I enjoy the challenge of using the dice to the best of my character's abilities, mulling over changing numbers, trying to slow down and to maximize the amount of stuff acquired in the dungeon. As more dice are used, the options grow. Each character has an ability to "sacrifice" a good die for an effect, which lets the player change the game state and use one less die (which might be helpful). Since this is a solo game, any Analysis Paralysis is okay since you are the only one being held up by over-thinking a move.

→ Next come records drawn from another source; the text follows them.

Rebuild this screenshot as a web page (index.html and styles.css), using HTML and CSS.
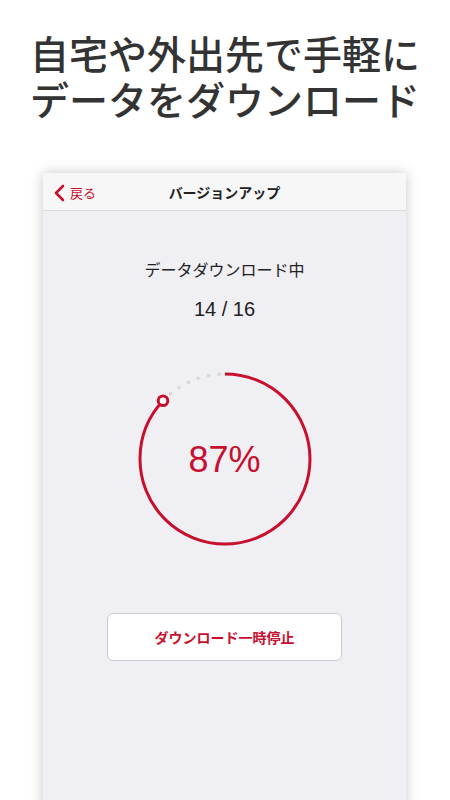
FILE: index.html
```html
<!DOCTYPE html>
<html>
  <head>
    <meta name="viewport" content="width=device-width, initial-scale=1">
    <link rel="stylesheet" href="styles.css">
  </head>
  <body>
    <h1 class="headline">自宅や外出先で手軽に<br>データをダウンロード</h1>

    <div class="phone">
      <div class="navbar">
        <a class="back">
          <svg width="13" height="18" viewBox="0 0 13 18"><polyline points="10,2 3,9 10,16" fill="none" stroke="#c8102e" stroke-width="2.6" stroke-linecap="round" stroke-linejoin="round"/></svg>
          <span>戻る</span>
        </a>
        <div class="title">バージョンアップ</div>
      </div>

      <div class="content">
        <p class="status">データダウンロード中</p>
        <p class="count">14 / 16</p>

        <div class="progress">
          <svg width="200" height="200" viewBox="0 0 200 200">
            <!-- remaining part -->
            <g fill="#d9d9dd">
              <circle cx="45.4" cy="34.9" r="1.9"/>
              <circle cx="54.0" cy="28.6" r="1.9"/>
              <circle cx="63.3" cy="23.3" r="1.9"/>
              <circle cx="73.2" cy="19.3" r="1.9"/>
              <circle cx="83.5" cy="16.6" r="1.9"/>
              <circle cx="94.1" cy="15.2" r="1.9"/>
            </g>
            <!-- 87% done -->
            <circle cx="100" cy="100" r="85" fill="none" stroke="#c8102e" stroke-width="3" stroke-dasharray="464.6 600" transform="rotate(-90 100 100)"/>
            <circle cx="38.0" cy="41.8" r="4.8" fill="#fff" stroke="#c8102e" stroke-width="3"/>
          </svg>
          <div class="percent">87%</div>
        </div>

        <button class="pause">ダウンロード一時停止</button>
      </div>
    </div>
  </body>
</html>
```

FILE: styles.css
```css
body {
  margin: 0;
  background: #fff;
  font-family: "Liberation Sans", "Noto Sans CJK JP", sans-serif;
  overflow: hidden;
}

.headline {
  margin: 0;
  padding-top: 29px;
  font-family: "Noto Sans CJK JP", sans-serif;
  font-weight: 500;
  font-size: 39px;
  line-height: 46px;
  color: #333;
  text-align: center;
}

.phone {
  margin: 52px 0 0 43px;
  width: 363px;
  height: 640px;
  background: #efeff4;
  box-shadow: 0 0 12px rgba(0, 0, 0, 0.22);
}

.navbar {
  position: relative;
  height: 37px;
  background: #f7f7f8;
  border-bottom: 1px solid #dcdce0;
  display: flex;
  align-items: center;
  justify-content: center;
}
.back {
  position: absolute;
  left: 10px;
  top: 10px;
  display: flex;
  align-items: center;
  gap: 4px;
  color: #c8102e;
  font-size: 13px;
}
.title {
  font-size: 14px;
  font-weight: bold;
  color: #222;
}

.content {
  display: flex;
  flex-direction: column;
  align-items: center;
}
.status {
  margin: 50px 0 0;
  font-size: 16px;
  line-height: 20px;
  color: #222;
}
.count {
  margin: 16px 0 0;
  font-size: 20px;
  line-height: 24px;
  color: #222;
}

.progress {
  position: relative;
  margin-top: 38px;
  width: 200px;
  height: 200px;
}
.progress svg { display: block; }
.percent {
  position: absolute;
  left: 0;
  right: 0;
  top: 79px;
  text-align: center;
  font-size: 36px;
  line-height: 44px;
  color: #c8102e;
}

.pause {
  margin-top: 54px;
  width: 235px;
  height: 48px;
  background: #fff;
  border: 1.5px solid #c9c9ce;
  border-radius: 6px;
  color: #c8102e;
  font-family: "Noto Sans CJK JP", sans-serif;
  font-weight: bold;
  font-size: 14px;
}
```
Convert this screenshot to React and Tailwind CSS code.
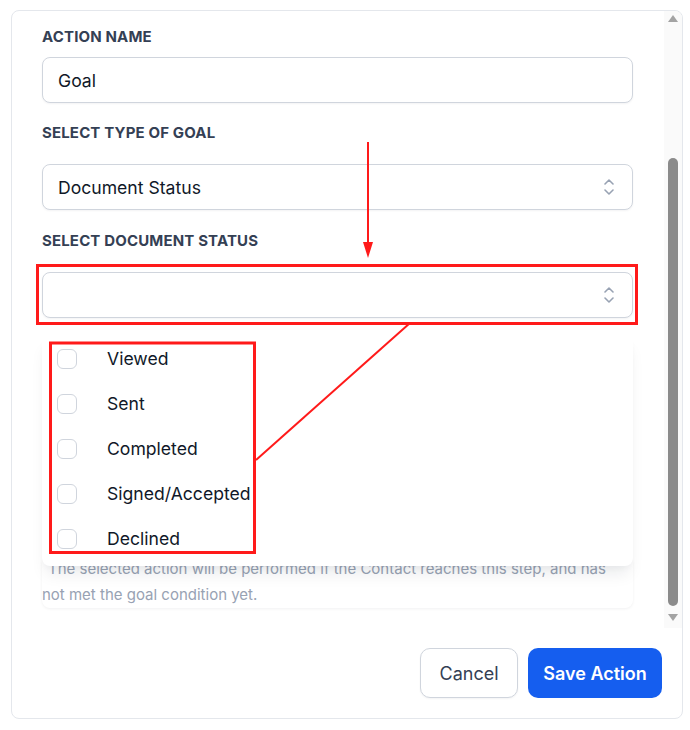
import React from 'react';

const options = ['Viewed', 'Sent', 'Completed', 'Signed/Accepted', 'Declined'];

const UpDown = () => (
  <svg width="10" height="18" viewBox="0 0 10 18" fill="none" stroke="#98a2b3" strokeWidth="1.6" strokeLinecap="round" strokeLinejoin="round">
    <path d="M1 6 L5 2 L9 6" />
    <path d="M1 12 L5 16 L9 12" />
  </svg>
);

const Label = ({ children, className = '' }) => (
  <p className={`text-[15px] leading-5 font-bold uppercase text-[#344054] tracking-[0.15px] ${className}`}>{children}</p>
);

const SelectBox = ({ value, className = '' }) => (
  <div className={`h-[46px] rounded-lg border border-[#d0d5dd] bg-white shadow-[0_1px_2px_rgba(16,24,40,0.05)] flex items-center justify-between pl-[15px] pr-[18px] ${className}`}>
    <span className="pt-[2px] text-[17.6px] text-[#101828]">{value}</span>
    <UpDown />
  </div>
);

export default function App() {
  return (
    <div className="relative w-[690px] h-[730px] bg-white pt-[10px] pl-[11px] font-['Inter','Noto_Sans',sans-serif]">
      <div className="w-[672px] h-[709px] border border-[#e4e7ec] rounded-lg flex flex-col overflow-hidden">
        {/* scroll region */}
        <div className="flex h-[617px]">
          <div className="flex-1 pl-[30px] pr-[31px] pt-[16px]">
            <Label>Action Name</Label>
            <div className="mt-[10px] h-[46px] rounded-lg border border-[#d0d5dd] bg-white shadow-[0_1px_2px_rgba(16,24,40,0.05)] flex items-center pl-[15px]">
              <span className="pt-[2px] text-[17.6px] text-[#101828]">Goal</span>
            </div>

            <Label className="mt-[20px]">Select type of goal</Label>
            <SelectBox value="Document Status" className="mt-[21px]" />

            <Label className="mt-[21px]">Select document status</Label>
            <SelectBox value="" className="mt-[21px]" />

            <p className="mt-[238px] rounded-lg shadow-[0_1px_3px_rgba(16,24,40,0.06)] pr-[22px] text-[15px] leading-[26px] text-[#98a2b3] indent-[6px]">
              The selected action will be performed if the Contact reaches this step, and has not met the goal condition yet.
            </p>
          </div>

          {/* scrollbar */}
          <div className="w-[18px] bg-[#fafafa] flex flex-col items-center pt-[4px]">
            <div className="w-0 h-0 border-l-[5px] border-r-[5px] border-b-[7px] border-l-transparent border-r-transparent border-b-[#a3a3a3]" />
            <div className="mt-[136px] w-[10px] h-[448px] rounded-full bg-[#8b8b8b]" />
            <div className="mt-[8px] w-0 h-0 border-l-[5px] border-r-[5px] border-t-[7px] border-l-transparent border-r-transparent border-t-[#a3a3a3]" />
          </div>
        </div>

        {/* footer */}
        <div className="flex justify-end gap-[10px] pt-[20px] pr-[20px]">
          <button className="w-[98px] h-[50px] rounded-[10px] border border-[#d0d5dd] bg-white text-[18px] text-[#344054] shadow-[0_1px_2px_rgba(16,24,40,0.05)]">
            Cancel
          </button>
          <button className="w-[134px] h-[50px] rounded-[10px] bg-[#155eef] text-[18px] font-semibold text-white">
            Save Action
          </button>
        </div>
      </div>

      {/* open dropdown menu */}
      <div className="absolute left-[42px] top-[334px] w-[591px] h-[232px] bg-white rounded-lg shadow-[0_12px_16px_-4px_rgba(16,24,40,0.08),0_4px_6px_-2px_rgba(16,24,40,0.04)] pt-[2px]">
        {options.map((o) => (
          <div key={o} className="h-[45px] flex items-center pl-[15px]">
            <div className="w-[20px] h-[20px] rounded-md border border-[#d0d5dd] bg-white" />
            <span className="ml-[30px] pt-[2px] text-[17.6px] text-[#101828]">{o}</span>
          </div>
        ))}
      </div>

      {/* annotations */}
      <svg className="absolute inset-0 pointer-events-none" width="690" height="730" viewBox="0 0 690 730">
        <line x1="368" y1="142" x2="368" y2="245" stroke="#ff1a1a" strokeWidth="2" />
        <polygon points="363,242 373,242 368,258" fill="#ff1a1a" />
        <rect x="37.5" y="265.5" width="599" height="58" fill="none" stroke="#ff1a1a" strokeWidth="3" />
        <rect x="50.5" y="343" width="204" height="209.5" fill="none" stroke="#ff1a1a" strokeWidth="3" />
        <line x1="410" y1="323" x2="256" y2="460" stroke="#ff1a1a" strokeWidth="2" />
      </svg>
    </div>
  );
}
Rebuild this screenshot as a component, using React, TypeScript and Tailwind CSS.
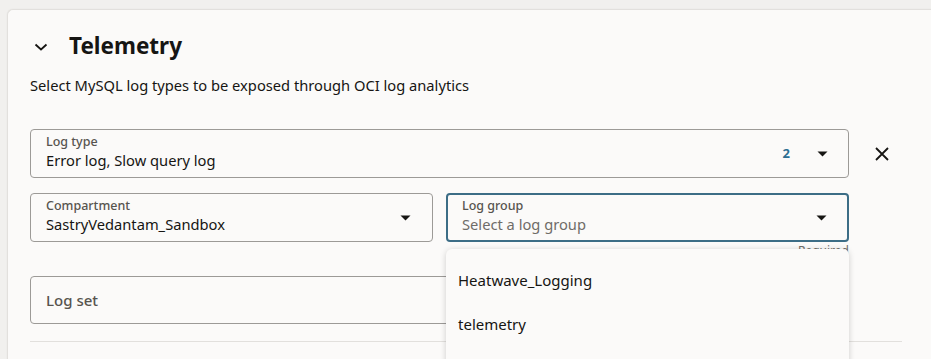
import React from "react";

const Caret = () => (
  <svg width="11" height="6" viewBox="0 0 11 6" className="shrink-0">
    <path d="M0.5 0.5 L10.5 0.5 L5.5 5.5 Z" fill="#161513" />
  </svg>
);

export default function App() {
  return (
    <div
      className="h-[359px] w-[931px] overflow-hidden bg-[#f1f0ee] pl-[7px] pt-[9px]"
      style={{ fontFamily: '"Noto Sans", "Open Sans", sans-serif' }}
    >
      <div className="relative h-[400px] rounded-tl-[6px] border-l border-t border-[#e2e0dd] bg-[#fbfaf9] pl-[22px] pt-[20px] shadow-[0_0_2px_rgba(0,0,0,0.06)]">
        {/* Header */}
        <div className="flex h-[32px] items-center">
          <svg width="14" height="8" viewBox="0 0 14 8" className="ml-[4px] mt-[2px]">
            <path d="M1.5 1.5 L7 6.5 L12.5 1.5" fill="none" stroke="#161513" strokeWidth="1.8" />
          </svg>
          <h2 className="ml-[21px] text-[22.5px] font-bold leading-[32px] text-[#161513]">Telemetry</h2>
        </div>
        <p className="mt-[12px] text-[14.7px] leading-[22px] text-[#161513]">
          Select MySQL log types to be exposed through OCI log analytics
        </p>

        {/* Log type row */}
        <div className="mt-[33px] flex items-center">
          <div className="flex h-[49px] w-[819px] items-center rounded-[4px] border border-[#9c9a97] bg-[#fbfaf9] pl-[15px] pr-[20px]">
            <div className="flex flex-1 flex-col pb-[3px]">
              <span className="text-[12.5px] font-medium leading-[16px] text-[#57544f]">Log type</span>
              <span className="text-[14.7px] leading-[20px] text-[#161513]">Error log, Slow query log</span>
            </div>
            <span className="mr-[27px] text-[13px] font-bold text-[#2c6e92]">2</span>
            <Caret />
          </div>
          <svg width="14" height="14" viewBox="0 0 14 14" className="ml-[26px]">
            <path d="M1 1 L13 13 M13 1 L1 13" stroke="#161513" strokeWidth="1.8" />
          </svg>
        </div>

        {/* Compartment / Log group row */}
        <div className="mt-[15px] flex w-[819px] gap-[13px]">
          <div className="flex h-[49px] w-[403px] items-center rounded-[4px] border border-[#9c9a97] pl-[15px] pr-[21px]">
            <div className="flex flex-1 flex-col pb-[3px]">
              <span className="text-[12.5px] font-medium leading-[16px] text-[#57544f]">Compartment</span>
              <span className="text-[14.7px] leading-[20px] text-[#161513]">SastryVedantam_Sandbox</span>
            </div>
            <Caret />
          </div>
          <div className="relative flex h-[49px] w-[403px] flex-col">
            <div className="flex h-[49px] items-center rounded-[4px] border-2 border-[#3c6d86] pl-[14px] pr-[20px]">
              <div className="flex flex-1 flex-col pb-[3px]">
                <span className="text-[12.5px] font-medium leading-[16px] text-[#57544f]">Log group</span>
                <span className="text-[14.7px] leading-[20px] text-[#6f6c68]">Select a log group</span>
              </div>
              <Caret />
            </div>
            <span className="absolute right-0 top-[50px] text-[12px] leading-[16px] text-[#6f6c68]">Required</span>
          </div>
        </div>

        {/* Log set */}
        <div className="mt-[34px] flex h-[48px] w-[819px] items-center rounded-[4px] border border-[#9c9a97] pl-[15px]">
          <span className="text-[15px] font-medium text-[#57544f]">Log set</span>
        </div>

        <div className="mt-[17px] h-px w-[872px] bg-[#e2e0dd]" />

        {/* Dropdown menu overlay */}
        <div className="absolute left-[438px] top-[239px] w-[403px] rounded-[6px] bg-[#fbfaf9] pt-[9px] shadow-[0_1px_6px_rgba(0,0,0,0.18)]">
          <div className="flex h-[44px] items-center pl-[12px] text-[15px] text-[#161513]">Heatwave_Logging</div>
          <div className="flex h-[44px] items-center pl-[12px] text-[15px] text-[#161513]">telemetry</div>
          <div className="h-[40px]" />
        </div>
      </div>
    </div>
  );
}
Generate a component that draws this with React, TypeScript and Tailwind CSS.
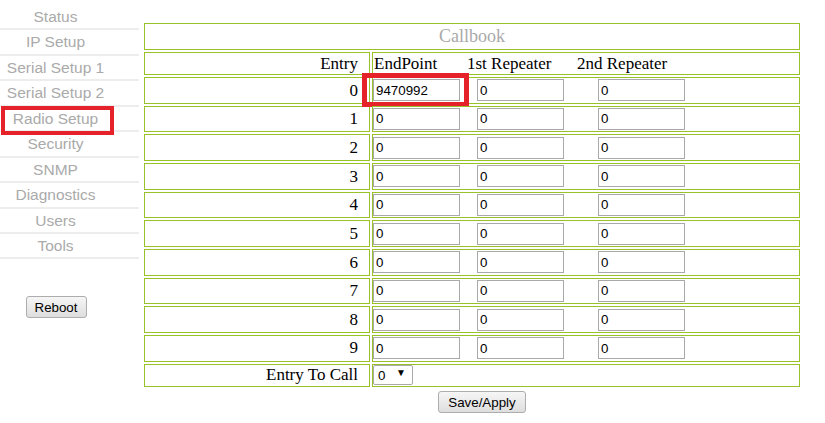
import { useState } from "react";

const NAV = [
  "Status",
  "IP Setup",
  "Serial Setup 1",
  "Serial Setup 2",
  "Radio Setup",
  "Security",
  "SNMP",
  "Diagnostics",
  "Users",
  "Tools",
];

const INITIAL = [
  ["9470992", "0", "0"],
  ...Array.from({ length: 9 }, () => ["0", "0", "0"]),
];

const serif = "font-['Liberation_Serif','Times_New_Roman',serif]";
const sans = "font-['Liberation_Sans',Arial,sans-serif]";
const btn =
  "h-[22px] rounded-[3px] border border-[#adadad] bg-gradient-to-b from-[#f6f6f6] to-[#dedede] text-[13.33px] text-black leading-none";

function Field({ value, onChange, className = "" }: { value: string; onChange: (v: string) => void; className?: string }) {
  return (
    <input
      value={value}
      onChange={(e) => onChange(e.target.value)}
      className={`h-[22px] w-[87px] border border-[#a9a9a9] bg-white px-[2px] text-[13.33px] text-black outline-none ${sans} ${className}`}
    />
  );
}

export default function App() {
  const [rows, setRows] = useState(INITIAL);
  const [call, setCall] = useState("0");

  const update = (r: number, c: number, v: string) =>
    setRows((prev) => prev.map((row, i) => (i === r ? row.map((x, j) => (j === c ? v : x)) : row)));

  return (
    <div className="relative flex min-h-[423px] w-[825px] bg-white">
      {/* side menu */}
      <nav className={`flex w-[139px] flex-col pt-[5px] ${sans}`}>
        {NAV.map((item) => (
          <div key={item} className="relative h-[25.44px] border-b-2 border-[#ededed]">
            <a className="block w-[111px] text-center text-[15.5px] leading-[23.44px] text-[#aaaaaa]">{item}</a>
            {item === "Radio Setup" && (
              <span className="pointer-events-none absolute left-[1px] top-[-1px] h-[29px] w-[113px] border-4 border-[#e52129]" />
            )}
          </div>
        ))}
        <div className="mt-[37px] flex w-[111px] justify-center pl-[1px]">
          <button className={`${btn} ${sans} w-[61px]`}>Reboot</button>
        </div>
      </nav>

      {/* callbook */}
      <main className={`ml-[5px] mt-[23px] flex w-[656px] flex-col ${serif}`}>
        <div className="flex h-[27px] items-center justify-center border border-[#99c12a] text-[18px] text-[#aaaaaa]">
          Callbook
        </div>

        <div className="mt-[2px] flex h-[23px] gap-[2px] text-[17px] text-black">
          <div className="flex w-[226px] items-center justify-end border border-[#99c12a] pr-[11px]">Entry</div>
          <div className="flex flex-1 items-center border border-[#99c12a]">
            <span className="w-[94px] pl-[1px]">EndPoint</span>
            <span className="w-[110px]">1st Repeater</span>
            <span>2nd Repeater</span>
          </div>
        </div>

        {rows.map((row, i) => (
          <div key={i} className="mt-[2px] flex h-[26.67px] gap-[2px] text-[17px] text-black">
            <div className="flex w-[226px] items-center justify-end border border-[#99c12a] pr-[11px]">{i}</div>
            <div className="relative flex flex-1 items-center border border-[#99c12a]">
              <Field value={row[0]} onChange={(v) => update(i, 0, v)} />
              <Field value={row[1]} onChange={(v) => update(i, 1, v)} className="ml-[17px]" />
              <Field value={row[2]} onChange={(v) => update(i, 2, v)} className="ml-[34px]" />
              {i === 0 && (
                <span className="pointer-events-none absolute left-[-11px] top-[-5px] h-[34px] w-[107px] border-[5px] border-[#e52129]" />
              )}
            </div>
          </div>
        ))}

        <div className="mt-[2px] flex h-[23px] gap-[2px] text-[17px] text-black">
          <div className="flex w-[226px] items-center justify-end border border-[#99c12a] pr-[11px]">Entry To Call</div>
          <div className="flex flex-1 items-center border border-[#99c12a]">
            <div className="relative">
              <select
                value={call}
                onChange={(e) => setCall(e.target.value)}
                className={`h-[20px] w-[40px] appearance-none rounded-[2px] border border-[#a9a9a9] bg-white pl-[4px] text-[13.33px] text-black outline-none ${sans}`}
              >
                {rows.map((_, i) => (
                  <option key={i} value={String(i)}>
                    {i}
                  </option>
                ))}
              </select>
              <span className="pointer-events-none absolute right-[7px] top-[4px] text-[10px] leading-[14px] text-black">▼</span>
            </div>
          </div>
        </div>

        <div className="mt-[3px] pl-[294px]">
          <button className={`${btn} ${sans} w-[88px]`}>Save/Apply</button>
        </div>
      </main>
    </div>
  );
}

The biggest challenge I found was failing to get the XP from a dungeon by not completing a sequential path. Unlocking extra abilities and weapons or relics is critical to success in harder dungeons. Missing one dungeon is still doable; missing two dungeons virtually guarantees failure in the boss dungeon. At least, that's been my experience. Unlucky die rolls can be frustrating, especially at the beginning when the player has minimal options for changing numbers.

The game is print-and-play, which means the player needs to provide dice (three black and three white, or at least three of one color and three of another) along with a writing implement.

Using the fancy d12s that have one through six twice on the faces!

For ease of replayability, either laminating or using sheet protectors (a poor man's lamination) will save on printing costs. Just have some dry-erase markers handy!

Poor man's lamination

The other nice thing that enhances replayability is not immediately obvious (so they mention it in the rules). A player can cut between the character part of the sheet and the dungeon part, then mix and match the dungeons with the characters. The core set comes with six characters and six dungeons, so 36 possible combinations. The designers also provided (at a separate low cost) additional dungeons each week of 2023 with variations on the heroes (they have different weapons and relics).

The Core Set game is available for purchase here.

I did by an inexpensive laminator, so I guess I like the game a lot. Thanks Nick Martinelli for the recommendation!